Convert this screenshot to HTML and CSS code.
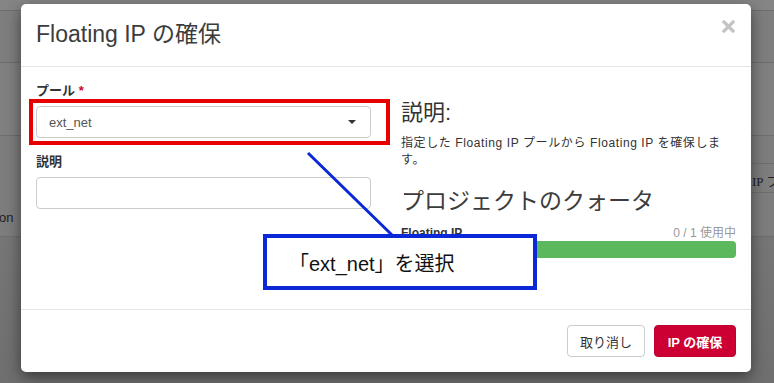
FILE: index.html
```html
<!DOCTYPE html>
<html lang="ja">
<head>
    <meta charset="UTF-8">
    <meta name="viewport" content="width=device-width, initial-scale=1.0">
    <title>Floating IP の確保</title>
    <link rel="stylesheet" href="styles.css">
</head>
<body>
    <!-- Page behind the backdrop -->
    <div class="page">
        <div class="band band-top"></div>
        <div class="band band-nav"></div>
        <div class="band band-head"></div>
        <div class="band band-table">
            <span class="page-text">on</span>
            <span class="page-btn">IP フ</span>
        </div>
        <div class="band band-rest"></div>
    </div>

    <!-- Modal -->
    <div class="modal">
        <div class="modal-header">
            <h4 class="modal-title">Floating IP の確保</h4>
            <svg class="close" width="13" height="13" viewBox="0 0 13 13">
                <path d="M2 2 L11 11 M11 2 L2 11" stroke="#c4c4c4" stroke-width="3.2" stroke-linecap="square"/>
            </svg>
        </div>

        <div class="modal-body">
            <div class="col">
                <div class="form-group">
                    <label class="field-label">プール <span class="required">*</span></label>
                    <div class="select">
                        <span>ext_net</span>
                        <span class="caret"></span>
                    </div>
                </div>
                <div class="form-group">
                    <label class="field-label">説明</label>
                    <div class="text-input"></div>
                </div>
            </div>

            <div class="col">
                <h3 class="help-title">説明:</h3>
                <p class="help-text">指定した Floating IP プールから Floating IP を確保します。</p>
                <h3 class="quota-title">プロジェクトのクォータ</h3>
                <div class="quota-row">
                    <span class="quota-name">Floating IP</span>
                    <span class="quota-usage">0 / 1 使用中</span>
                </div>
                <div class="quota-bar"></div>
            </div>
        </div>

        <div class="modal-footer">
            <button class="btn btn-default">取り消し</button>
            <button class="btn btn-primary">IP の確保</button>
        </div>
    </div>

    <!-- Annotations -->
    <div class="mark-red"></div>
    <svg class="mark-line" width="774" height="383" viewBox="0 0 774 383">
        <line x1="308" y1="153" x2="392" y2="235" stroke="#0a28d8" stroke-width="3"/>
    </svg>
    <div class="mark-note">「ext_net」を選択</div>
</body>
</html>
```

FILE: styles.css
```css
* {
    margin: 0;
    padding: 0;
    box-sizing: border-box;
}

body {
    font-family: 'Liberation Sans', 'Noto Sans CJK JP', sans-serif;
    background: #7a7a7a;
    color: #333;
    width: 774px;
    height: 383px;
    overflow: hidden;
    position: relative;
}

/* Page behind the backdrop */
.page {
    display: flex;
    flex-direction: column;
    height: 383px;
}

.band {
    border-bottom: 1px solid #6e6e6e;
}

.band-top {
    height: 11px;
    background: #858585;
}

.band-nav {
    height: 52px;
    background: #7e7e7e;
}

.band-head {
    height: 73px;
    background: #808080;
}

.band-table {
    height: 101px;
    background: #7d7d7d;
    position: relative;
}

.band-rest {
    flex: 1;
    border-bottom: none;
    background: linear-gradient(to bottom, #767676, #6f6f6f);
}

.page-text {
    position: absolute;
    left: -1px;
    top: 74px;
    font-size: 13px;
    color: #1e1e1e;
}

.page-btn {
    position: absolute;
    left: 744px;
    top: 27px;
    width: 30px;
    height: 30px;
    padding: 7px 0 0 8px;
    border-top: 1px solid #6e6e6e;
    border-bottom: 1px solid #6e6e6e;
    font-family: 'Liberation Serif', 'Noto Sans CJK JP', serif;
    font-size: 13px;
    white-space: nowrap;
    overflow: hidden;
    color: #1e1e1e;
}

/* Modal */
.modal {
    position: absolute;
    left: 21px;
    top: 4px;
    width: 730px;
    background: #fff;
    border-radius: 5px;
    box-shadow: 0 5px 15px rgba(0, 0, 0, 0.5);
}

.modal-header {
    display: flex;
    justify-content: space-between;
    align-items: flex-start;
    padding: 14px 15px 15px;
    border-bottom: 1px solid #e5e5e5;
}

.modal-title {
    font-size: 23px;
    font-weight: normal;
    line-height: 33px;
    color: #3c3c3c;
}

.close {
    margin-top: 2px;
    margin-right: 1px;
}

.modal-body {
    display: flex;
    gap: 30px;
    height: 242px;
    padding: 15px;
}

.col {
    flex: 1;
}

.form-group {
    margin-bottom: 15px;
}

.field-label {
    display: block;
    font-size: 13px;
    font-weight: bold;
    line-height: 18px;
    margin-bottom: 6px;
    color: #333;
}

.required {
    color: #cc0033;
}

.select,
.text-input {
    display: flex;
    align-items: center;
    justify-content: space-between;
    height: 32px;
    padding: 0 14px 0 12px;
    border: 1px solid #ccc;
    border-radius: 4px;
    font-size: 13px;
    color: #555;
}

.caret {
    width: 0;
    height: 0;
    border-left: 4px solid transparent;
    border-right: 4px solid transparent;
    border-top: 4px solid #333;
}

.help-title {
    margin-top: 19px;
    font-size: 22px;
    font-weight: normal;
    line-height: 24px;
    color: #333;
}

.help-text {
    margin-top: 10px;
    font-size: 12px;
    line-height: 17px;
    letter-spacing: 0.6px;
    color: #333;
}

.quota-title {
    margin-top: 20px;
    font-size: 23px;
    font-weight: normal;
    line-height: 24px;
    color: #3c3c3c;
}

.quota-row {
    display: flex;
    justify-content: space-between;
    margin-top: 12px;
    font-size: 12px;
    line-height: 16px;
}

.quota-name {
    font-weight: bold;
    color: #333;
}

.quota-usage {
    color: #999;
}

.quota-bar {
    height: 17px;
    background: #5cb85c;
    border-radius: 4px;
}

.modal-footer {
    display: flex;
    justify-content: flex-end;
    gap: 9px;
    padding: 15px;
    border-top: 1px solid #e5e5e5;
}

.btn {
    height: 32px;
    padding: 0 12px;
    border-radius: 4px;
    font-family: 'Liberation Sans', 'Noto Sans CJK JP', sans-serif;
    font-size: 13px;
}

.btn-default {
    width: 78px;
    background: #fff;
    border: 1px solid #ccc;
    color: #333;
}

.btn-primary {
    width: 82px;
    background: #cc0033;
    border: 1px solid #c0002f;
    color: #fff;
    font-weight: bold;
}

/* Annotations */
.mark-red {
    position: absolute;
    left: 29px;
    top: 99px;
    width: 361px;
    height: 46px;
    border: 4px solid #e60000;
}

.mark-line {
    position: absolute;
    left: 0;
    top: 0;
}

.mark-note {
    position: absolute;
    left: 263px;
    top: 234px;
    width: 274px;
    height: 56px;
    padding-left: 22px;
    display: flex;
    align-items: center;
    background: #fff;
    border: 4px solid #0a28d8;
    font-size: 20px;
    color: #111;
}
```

_ _ _ _ _ _ _

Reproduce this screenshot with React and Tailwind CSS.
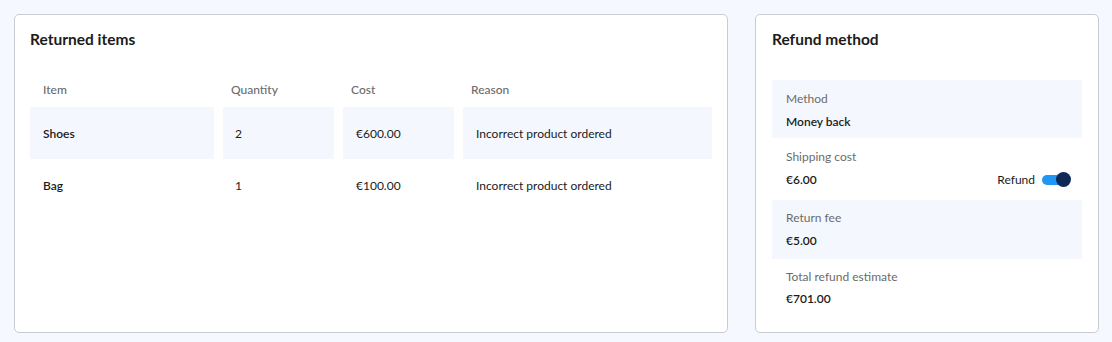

_ _ _ _ _ _ _

SET TASK —
From the material above, copy each line that includes the word "this".

REPLY —
Convert this screenshot to HTML and CSS code.
Reproduce this screenshot with React and Tailwind CSS.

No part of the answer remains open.